For them, repopulating the region does not need to wait for the liberation of the western bank of the Tigris River, where the Arab heart and the city center of Mosul is. They said that if allied forces liberate the eastern bank — which is mainly populated by the Kurds and has a Christian hinterland, the Ninevah Plain — then the Christians will start to return and Christian survival in Iraq will be possible.

With their understandable lack of trust in Muslim Arabs and Kurds alike, they want to rely on what they term “the international system” or “the outside world,” meaning the combination of the United States and the countries of the European Union. In Iraqi Christian eyes, after all, these countries are Christian nations who should be protecting the Iraqi Christians.

There was mention of Article 140 of the Iraqi Constitution, which has not been implemented. Article 140 involves resolving the conflicts pertaining to “the disputed territories” between Baghdad and the Kurds and territories from Sinjar on the Syrian border to Kirkuk and to Khanaqin, relatively close to Baghdad at the Iranian border. The last advances of the Iraqi army and the Kurdish forces with their Christian units in the opening battles of the liberation of Mosul involve “the disputed territories.”

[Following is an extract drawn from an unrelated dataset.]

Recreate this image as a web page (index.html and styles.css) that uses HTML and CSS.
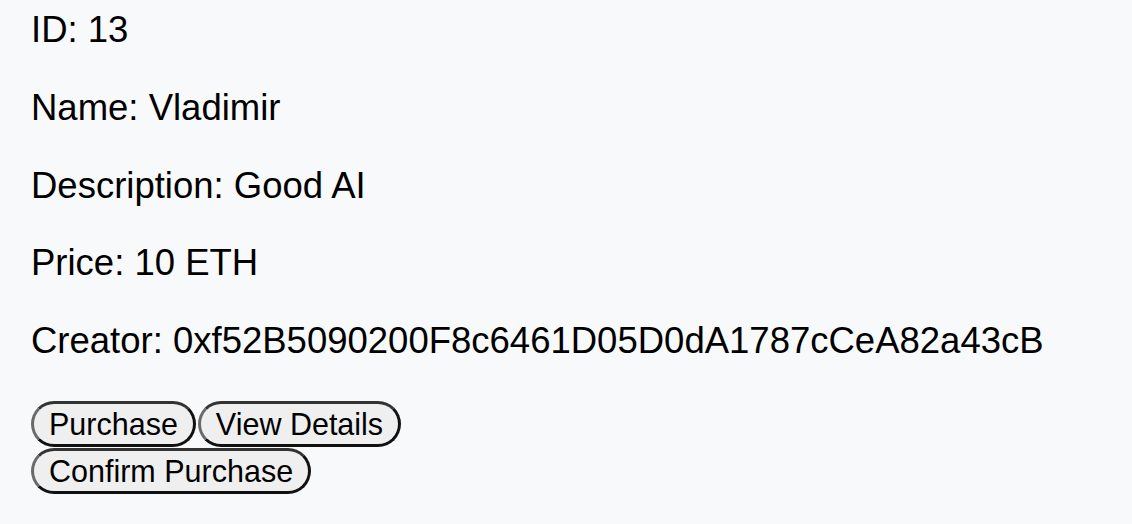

I listened to KRG Prime Minister Nechirvan Barzani in Erbil, who, when the Brookings Institution’s Kenneth Pollack asked whether the Kurds would wait for 11 more years to resolve the issue of “the disputed territories” after the liberation of Mosul, responded with an outright “No!”

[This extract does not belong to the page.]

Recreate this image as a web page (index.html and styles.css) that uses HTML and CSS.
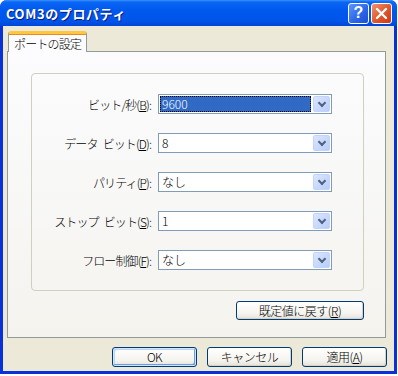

Barzani implied that Kurds would go on their way if Article 140 is not implemented in the post-IS period.

But now the Iraqi Christians want to enter the field when it comes to the implementation of Article 140 with a demand for Christian autonomy. They say the first step involves normalization — the return of the displaced Christians back to their homes — and then a census, to be followed by an autonomous region to be established for Christians in the Ninevah Plain.

It is a dream they want to make possible. If they cannot succeed, then another tragedy in the Middle East might lie in wait.